Arthur Maurice Hocart (26 April 1883, in Etterbeek, Belgium – 9 March 1939, in Cairo, Egypt) was an anthropologist best known for his eccentric and often far-seeing works on Polynesia, Melanesia, and Sri Lanka.

==Early life==
Hocart's family had resided for several hundred years in Guernsey (one of the Channel Islands between France and England) but are traceable to Domrémy-la-Pucelle, birthplace of Joan of Arc. Both his father, James and grandfather, also James, were Protestant missionaries in Switzerland, France and Belgium. Although Arthur was born in Etterbeek, near Brussels, he maintained his British nationality, as did the rest of his family. This juxtaposition between the English and Francophone worlds captures not only Hocart's education, but his status as an outsider to British academia. His work often seemed to predict developments in French anthropology, such as structuralism.
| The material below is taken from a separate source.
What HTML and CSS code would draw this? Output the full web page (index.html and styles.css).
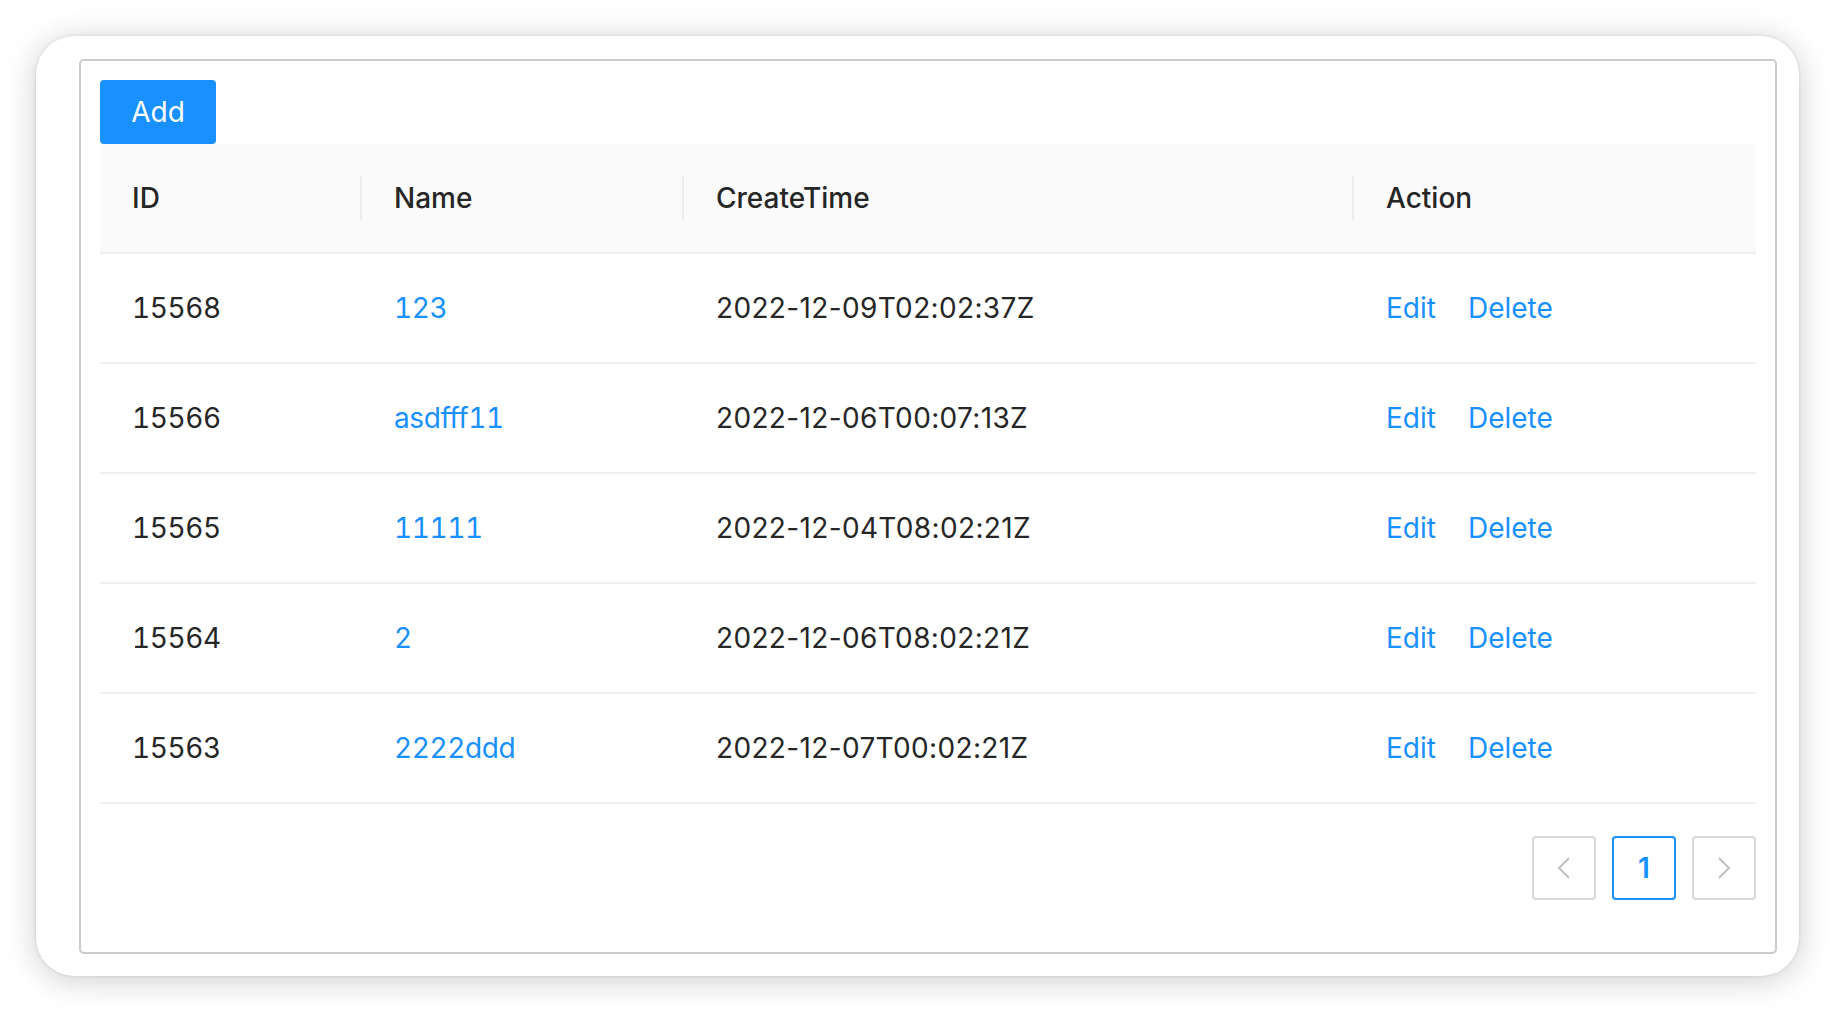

==From England to the South Seas==
After attending school at Elizabeth College, Guernsey, Hocart matriculated at Exeter College, Oxford in 1902. He graduated with honors in "Greats", a degree combining Latin, Greek, ancient history, and philosophy. After his graduation in 1906 he spent two years studying psychology and phenomenology at the University of Berlin. With this broad and idiosyncratic training in hand, he was picked by W.H.R. Rivers to accompany him on the Percy Sladen Trust Expedition to the Solomon Islands in 1908. Their ethnographic work on 'Eddystone Island' (today known by its local name of Simbo) and in nearby Roviana, stands as one of the first modern anthropological field projects, and was the inspiration behind sections of Pat Barker's novel The Ghost Road. Some of the data from the expedition appeared in Rivers' History of Melanesian Society in 1914, but most of their work did not make it into print until 1922, when Hocart began to publish a series of articles describing the core material. Immediately after his fieldwork in the Solomon Islands, Hocart travelled further east to Fiji, where he became the headmaster of Lau Provincial School, on the island of Lakeba in the Lau archipelago. At the same time, he maintained a research affiliation with Oxford and traveled widely through western Polynesia, conducting research in Fiji, Rotuma, Wallis Island, Samoa, and Tonga. The result was roughly six years of ethnographic fieldwork that formed the basis for Hocart's reputation today as one of the most important early ethnographers of Oceania.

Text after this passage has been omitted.